● **TASK PROMPT**:
Write out word for word each line of the records, beginning at the first and stopping after the line with "import React from". Leave the pictures out.

-- START THE INPUT --

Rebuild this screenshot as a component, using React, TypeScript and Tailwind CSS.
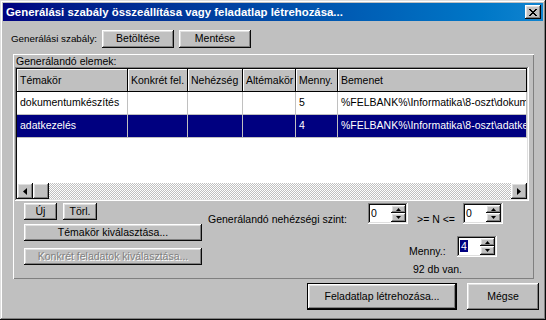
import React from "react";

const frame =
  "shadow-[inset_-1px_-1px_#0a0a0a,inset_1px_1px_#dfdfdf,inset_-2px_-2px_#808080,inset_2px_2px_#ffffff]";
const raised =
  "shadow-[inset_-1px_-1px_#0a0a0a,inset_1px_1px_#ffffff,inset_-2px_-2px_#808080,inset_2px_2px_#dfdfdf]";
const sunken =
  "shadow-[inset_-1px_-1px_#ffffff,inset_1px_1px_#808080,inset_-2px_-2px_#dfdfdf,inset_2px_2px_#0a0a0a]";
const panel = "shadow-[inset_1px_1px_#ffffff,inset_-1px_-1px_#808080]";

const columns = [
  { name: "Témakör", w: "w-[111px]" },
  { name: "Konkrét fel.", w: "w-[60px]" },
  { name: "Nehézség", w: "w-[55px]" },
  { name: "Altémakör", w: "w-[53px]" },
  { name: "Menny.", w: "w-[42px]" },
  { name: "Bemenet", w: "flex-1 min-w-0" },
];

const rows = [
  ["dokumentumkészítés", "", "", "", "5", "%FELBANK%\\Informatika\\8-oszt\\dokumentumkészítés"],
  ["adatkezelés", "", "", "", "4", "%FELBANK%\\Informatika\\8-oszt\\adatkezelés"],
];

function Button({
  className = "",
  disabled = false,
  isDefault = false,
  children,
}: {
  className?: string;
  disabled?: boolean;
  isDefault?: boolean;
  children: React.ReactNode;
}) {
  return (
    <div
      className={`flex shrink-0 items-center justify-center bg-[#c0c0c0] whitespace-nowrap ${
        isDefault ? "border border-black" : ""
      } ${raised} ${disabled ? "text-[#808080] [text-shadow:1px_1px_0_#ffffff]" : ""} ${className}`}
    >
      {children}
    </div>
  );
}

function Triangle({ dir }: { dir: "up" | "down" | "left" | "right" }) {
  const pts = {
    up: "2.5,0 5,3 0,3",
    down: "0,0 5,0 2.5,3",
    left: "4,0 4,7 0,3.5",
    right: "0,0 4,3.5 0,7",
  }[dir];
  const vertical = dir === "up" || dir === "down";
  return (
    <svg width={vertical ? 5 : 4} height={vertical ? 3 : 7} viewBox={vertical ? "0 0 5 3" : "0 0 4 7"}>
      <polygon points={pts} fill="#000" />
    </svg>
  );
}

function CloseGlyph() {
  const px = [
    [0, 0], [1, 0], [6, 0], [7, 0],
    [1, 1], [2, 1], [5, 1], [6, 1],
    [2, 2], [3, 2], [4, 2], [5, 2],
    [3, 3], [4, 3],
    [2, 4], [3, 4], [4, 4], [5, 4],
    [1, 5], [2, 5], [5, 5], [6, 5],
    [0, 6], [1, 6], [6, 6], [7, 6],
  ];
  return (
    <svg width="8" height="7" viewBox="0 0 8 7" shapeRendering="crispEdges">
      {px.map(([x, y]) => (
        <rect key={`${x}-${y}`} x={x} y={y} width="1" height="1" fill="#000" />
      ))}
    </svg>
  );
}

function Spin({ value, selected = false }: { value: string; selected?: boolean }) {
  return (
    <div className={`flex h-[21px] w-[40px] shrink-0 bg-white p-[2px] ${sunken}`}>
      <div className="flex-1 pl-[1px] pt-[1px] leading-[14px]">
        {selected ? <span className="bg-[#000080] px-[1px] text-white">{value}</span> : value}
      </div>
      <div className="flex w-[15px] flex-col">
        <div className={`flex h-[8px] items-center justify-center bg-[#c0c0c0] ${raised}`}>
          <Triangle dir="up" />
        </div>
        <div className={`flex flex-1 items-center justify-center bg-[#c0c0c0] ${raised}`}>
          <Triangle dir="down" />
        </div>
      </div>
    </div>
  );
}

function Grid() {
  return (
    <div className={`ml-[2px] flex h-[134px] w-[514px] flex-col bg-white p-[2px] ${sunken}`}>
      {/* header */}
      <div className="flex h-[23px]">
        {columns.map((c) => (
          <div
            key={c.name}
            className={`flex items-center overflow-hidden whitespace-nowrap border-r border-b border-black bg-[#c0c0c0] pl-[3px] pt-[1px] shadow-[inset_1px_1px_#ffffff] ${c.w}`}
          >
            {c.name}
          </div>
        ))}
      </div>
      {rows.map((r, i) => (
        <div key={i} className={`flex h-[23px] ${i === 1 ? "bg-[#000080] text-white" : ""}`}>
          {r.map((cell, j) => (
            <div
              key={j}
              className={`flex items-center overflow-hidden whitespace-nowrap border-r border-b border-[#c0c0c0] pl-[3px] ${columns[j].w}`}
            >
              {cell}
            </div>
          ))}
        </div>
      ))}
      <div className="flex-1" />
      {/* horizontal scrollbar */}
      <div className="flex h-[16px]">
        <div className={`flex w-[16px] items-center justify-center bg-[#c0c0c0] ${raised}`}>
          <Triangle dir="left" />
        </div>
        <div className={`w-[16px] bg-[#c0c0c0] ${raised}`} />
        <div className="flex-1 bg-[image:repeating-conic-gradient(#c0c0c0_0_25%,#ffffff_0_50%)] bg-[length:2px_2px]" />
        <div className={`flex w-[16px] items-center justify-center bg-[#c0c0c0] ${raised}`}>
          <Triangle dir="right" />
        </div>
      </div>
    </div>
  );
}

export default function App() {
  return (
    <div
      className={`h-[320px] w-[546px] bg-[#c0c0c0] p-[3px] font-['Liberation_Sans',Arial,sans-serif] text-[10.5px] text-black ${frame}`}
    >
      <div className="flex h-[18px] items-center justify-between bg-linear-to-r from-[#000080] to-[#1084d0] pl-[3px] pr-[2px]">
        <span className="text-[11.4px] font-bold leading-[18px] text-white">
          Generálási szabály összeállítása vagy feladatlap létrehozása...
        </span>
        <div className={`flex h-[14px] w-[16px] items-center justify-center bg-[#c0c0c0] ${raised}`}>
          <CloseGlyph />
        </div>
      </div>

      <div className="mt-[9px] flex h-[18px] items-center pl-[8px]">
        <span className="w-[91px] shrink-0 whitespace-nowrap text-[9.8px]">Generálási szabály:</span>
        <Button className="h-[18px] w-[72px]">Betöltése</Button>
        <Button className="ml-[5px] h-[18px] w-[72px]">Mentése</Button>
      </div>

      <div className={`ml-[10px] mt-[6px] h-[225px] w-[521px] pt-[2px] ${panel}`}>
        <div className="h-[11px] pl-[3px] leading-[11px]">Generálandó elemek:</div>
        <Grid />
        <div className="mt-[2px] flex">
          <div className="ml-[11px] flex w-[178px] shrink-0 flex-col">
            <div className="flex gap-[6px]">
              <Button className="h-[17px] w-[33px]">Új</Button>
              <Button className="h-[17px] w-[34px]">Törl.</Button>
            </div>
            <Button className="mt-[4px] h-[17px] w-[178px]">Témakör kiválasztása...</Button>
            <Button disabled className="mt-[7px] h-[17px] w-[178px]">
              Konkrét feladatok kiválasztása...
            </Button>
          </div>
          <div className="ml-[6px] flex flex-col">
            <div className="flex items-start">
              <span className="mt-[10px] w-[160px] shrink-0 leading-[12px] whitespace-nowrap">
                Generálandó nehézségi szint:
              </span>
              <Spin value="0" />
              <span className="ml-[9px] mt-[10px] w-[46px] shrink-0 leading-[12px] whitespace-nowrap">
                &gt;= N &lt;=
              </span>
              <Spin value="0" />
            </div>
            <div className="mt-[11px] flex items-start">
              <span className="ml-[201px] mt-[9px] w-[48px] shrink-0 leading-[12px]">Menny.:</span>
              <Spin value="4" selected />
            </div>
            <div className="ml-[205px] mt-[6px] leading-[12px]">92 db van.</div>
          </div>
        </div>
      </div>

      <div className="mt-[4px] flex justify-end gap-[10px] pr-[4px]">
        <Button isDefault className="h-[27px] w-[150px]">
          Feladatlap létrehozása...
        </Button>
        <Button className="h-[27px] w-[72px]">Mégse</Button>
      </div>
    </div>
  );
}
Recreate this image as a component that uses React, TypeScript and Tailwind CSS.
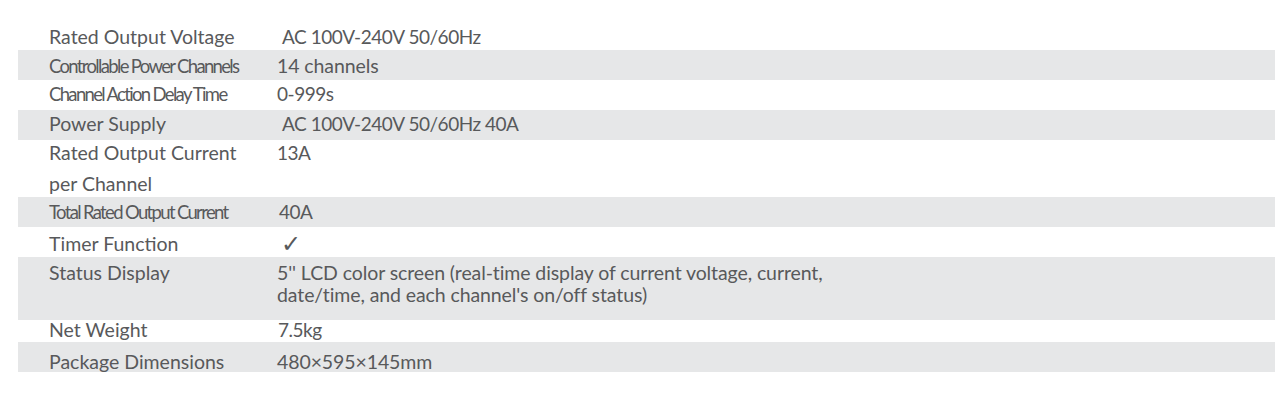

-- END THE INPUT --

● **WORKED SOLUTION**:
Rebuild this screenshot as a component, using React, TypeScript and Tailwind CSS.
import React from "react";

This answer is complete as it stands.